Care should be taken when choosing items which have 'ergonomic' in the title.  Many tools and pieces of equipment are designed for the 'average' person, and an individual might not fall within this definition.  One person's ergonomic tool is another person's long-term illness.

Finally, consideration should be given to the person's own inherent posture.  It is true of today that most people's posture is far from good, in fact this itself could lead to many longer-term health issues.


A high repetition rate can lead to an injury as the muscles are not given adequate time to relax and recover.  Any task that needs similar, repeated actions every few seconds or for most of the working day could lead to injury (including Repetitive Strain Injuries).  A very common example of such repetitive action is the use of a computer keyboard.
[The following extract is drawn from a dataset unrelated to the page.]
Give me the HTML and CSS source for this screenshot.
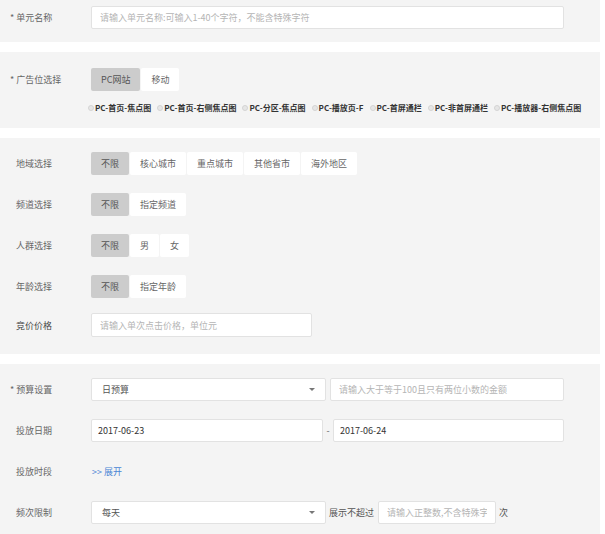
FILE: index.html
```html
<!DOCTYPE html>
<html lang="zh-CN">
<head>
    <meta charset="UTF-8">
    <title>广告单元设置</title>
    <link rel="stylesheet" href="styles.css">
</head>
<body>
    <div class="page">
        <!-- 单元名称 -->
        <div class="section section-name">
            <div class="row">
                <div class="label req">* 单元名称</div>
                <input class="text-input wide" type="text" placeholder="请输入单元名称:可输入1-40个字符，不能含特殊字符">
            </div>
        </div>

        <!-- 广告位 -->
        <div class="section section-slot">
            <div class="row">
                <div class="label req">* 广告位选择</div>
                <div class="btn-group">
                    <span class="opt active">PC网站</span>
                    <span class="opt">移动</span>
                </div>
            </div>
            <div class="radio-row">
                <label class="radio"><span class="dot"></span>PC-首页-焦点图</label>
                <label class="radio"><span class="dot"></span>PC-首页-右侧焦点图</label>
                <label class="radio"><span class="dot"></span>PC-分区-焦点图</label>
                <label class="radio"><span class="dot"></span>PC-播放页-F</label>
                <label class="radio"><span class="dot"></span>PC-首屏通栏</label>
                <label class="radio"><span class="dot"></span>PC-非首屏通栏</label>
                <label class="radio"><span class="dot"></span>PC-播放器-右侧焦点图</label>
            </div>
        </div>

        <!-- 定向 -->
        <div class="section section-target">
            <div class="row">
                <div class="label">地域选择</div>
                <div class="btn-group">
                    <span class="opt active">不限</span>
                    <span class="opt">核心城市</span>
                    <span class="opt">重点城市</span>
                    <span class="opt">其他省市</span>
                    <span class="opt">海外地区</span>
                </div>
            </div>
            <div class="row">
                <div class="label">频道选择</div>
                <div class="btn-group">
                    <span class="opt active">不限</span>
                    <span class="opt">指定频道</span>
                </div>
            </div>
            <div class="row">
                <div class="label">人群选择</div>
                <div class="btn-group">
                    <span class="opt active">不限</span>
                    <span class="opt">男</span>
                    <span class="opt">女</span>
                </div>
            </div>
            <div class="row">
                <div class="label">年龄选择</div>
                <div class="btn-group">
                    <span class="opt active">不限</span>
                    <span class="opt">指定年龄</span>
                </div>
            </div>
            <div class="row row-price">
                <div class="label dark">竞价价格</div>
                <input class="text-input price" type="text" placeholder="请输入单次点击价格，单位元">
            </div>
        </div>

        <!-- 预算 -->
        <div class="section section-budget">
            <div class="row">
                <div class="label req">* 预算设置</div>
                <div class="select">日预算<span class="caret"></span></div>
                <input class="text-input budget" type="text" placeholder="请输入大于等于100且只有两位小数的金额">
            </div>
            <div class="row">
                <div class="label">投放日期</div>
                <input class="text-input date" type="text" value="2017-06-23">
                <span class="dash">-</span>
                <input class="text-input date date-end" type="text" value="2017-06-24">
            </div>
            <div class="row">
                <div class="label">投放时段</div>
                <a class="expand" href="#">&gt;&gt; 展开</a>
            </div>
            <div class="row">
                <div class="label">频次限制</div>
                <div class="select">每天<span class="caret"></span></div>
                <span class="inline-text">展示不超过</span>
                <input class="text-input times" type="text" placeholder="请输入正整数,不含特殊字">
                <span class="inline-text">次</span>
            </div>
        </div>
    </div>
</body>
</html>
```

FILE: styles.css
```css
html, body {
    margin: 0;
    padding: 0;
    background: #fff;
}

body {
    font-family: "Noto Sans CJK SC", "Noto Sans", sans-serif;
    font-size: 9px;
    color: #666;
}

.page {
    width: 600px;
}

/* grey blocks separated by white strips */
.section {
    background: #f4f4f4;
    margin-bottom: 10px;
    display: flex;
    flex-direction: column;
}

.section-name {
    padding: 6px 0 13px;
}

.section-slot {
    padding: 16px 0 15px;
}

.section-target {
    padding: 14px 0 17px;
    gap: 18px;
}

.section-budget {
    padding: 14px 0 20px;
    gap: 18px;
}

.row {
    display: flex;
    align-items: center;
    height: 23px;
}

.label {
    width: 75px;
    padding-left: 16px;
    flex-shrink: 0;
    color: #666;
    font-size: 9px;
}

.label.req {
    padding-left: 10px;
    width: 81px;
}

.label.dark {
    color: #444;
}

/* toggle buttons */
.btn-group {
    display: flex;
    gap: 1px;
    height: 23px;
}

.opt {
    display: flex;
    align-items: center;
    padding: 0 10px;
    background: #fff;
    color: #666;
    border-radius: 2px;
}

.opt.active {
    background: #ccc;
    color: #555;
}

/* radio list */
.radio-row {
    display: flex;
    margin: 11px 0 0 88px;
    gap: 6px;
    white-space: nowrap;
}

.radio {
    display: flex;
    align-items: center;
    font-size: 8px;
    font-weight: bold;
    color: #333;
}

.dot {
    width: 6px;
    height: 6px;
    border-radius: 50%;
    background: #e6e6e6;
    border: 1px solid #d4d4d4;
    box-sizing: border-box;
    margin-right: 1px;
}

/* inputs */
.text-input {
    box-sizing: border-box;
    height: 23px;
    border: 1px solid #e2e2e2;
    border-radius: 2px;
    background: #fff;
    padding: 0 8px;
    font-family: inherit;
    font-size: 9px;
    color: #333;
    outline: none;
}

.text-input::placeholder {
    color: #b5b5b5;
}

.wide {
    width: 473px;
}

.price {
    width: 221px;
    height: 24px;
}

.row-price {
    height: 24px;
    margin-top: -3px;
}

.budget {
    width: 234px;
    margin-left: 4px;
}

.date {
    width: 232px;
    padding-left: 6px;
}

.date-end {
    width: 231px;
}

.dash {
    width: 10px;
    text-align: center;
    color: #666;
}

.times {
    width: 118px;
    margin-left: 4px;
}

.select {
    box-sizing: border-box;
    width: 235px;
    height: 23px;
    display: flex;
    align-items: center;
    justify-content: space-between;
    padding: 0 10px;
    background: #fff;
    border: 1px solid #e2e2e2;
    border-radius: 2px;
    color: #555;
}

.caret {
    width: 0;
    height: 0;
    border-left: 3px solid transparent;
    border-right: 3px solid transparent;
    border-top: 3px solid #777;
}

.expand {
    color: #4a86d4;
    text-decoration: none;
    margin-left: 1px;
}

.inline-text {
    margin-left: 3px;
    color: #555;
}
```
If force is needed in these actions, such as when using a hammer, this might increase the risk of developing a ULD, even on shorter tasks.  There is also an increased likelihood of injury if the hand is used to provide force directly.  Take as an example typewriters, which needed some force to operate, and compare that with today's modern soft-touch keyboards.

People that carry out highly repetitive tasks, including those that do not involve much force such as typing on a keyboard, should be encouraged to take regular rest breaks.  This break might be a planned rest break or is could be a break to to carry out a different task. 

If people act as a team, encourage them to alter their work or rotate the tasks between the people, providing that the tasks are not so similar that they use the same kinds of movements.


Some tools and equipment vibrate or have vibrating parts.  Not only can this be a noise nuisance to the person, but these vibrations can cause other health concerns.  Hand-Arm Vibration Syndrome (HAVS) is one disorder that is caused by repeated exposure to vibrating hand tools (amongst other causes). Another common disorder relating to vibrating equipment is Vibration White Finger, which can be disabling.

The first warning signs that something has the potential to lead to a vibration disorder is a numbness or loss of dexterity in the hands after using a piece of equipment.  This is worse when the temperature is cold (due to the restricted blood flow around the body, especially in the fingers).

The most effective way to control vibration is to choose power tools carefully.  Most modern power tools are designed with anti-vibration features, and such tools need to be maintained in order to keep these features working correctly (such as by lubricating moving parts).  It is unlikely that older tools and equipment would have such features built into the design.  Additionally, many domestic tools do not comply with the more stringent standards that have been set for industrial tools as it is anticipated that the frequency and duration of use would be much lower.

On cold days, the dexterity and numbness problems can be improved by wearing warm gloves, which can also help to prevent the onset of vibration-related disorders at it maintains the blood flow in the smaller blood vessels in the hands and fingers.  However, no gloves provide protection against vibrations very effectively, as there is a tenancy to over-grip the item to compensate, which will transmit the vibrations through the musculoskeletal system better than if the person were to provide a normal grip without gloves.

Another form of vibration-related disorder is Whole Body Vibration, which can cause back pains and other injuries.  Sitting or standing on something that vibrates, such as a sit-on lawn mower, can cause these especially if the manufacturer's design does not consider the effects of vibration on the person.  Again, most modern equipment has features build in to limit the vibrations that affect a person using the equipment.

If vibrating equipment is used extensively, say for grounds maintenance, a further assessment might be necessary using vibration-sensing dose-meters.  These can be affixed to the appliance or equipment in question, and provide a go/no-go indication or dose of exposure to vibrations.  This is better than relying on manufacturer's data which usually is adequate for new equipment only.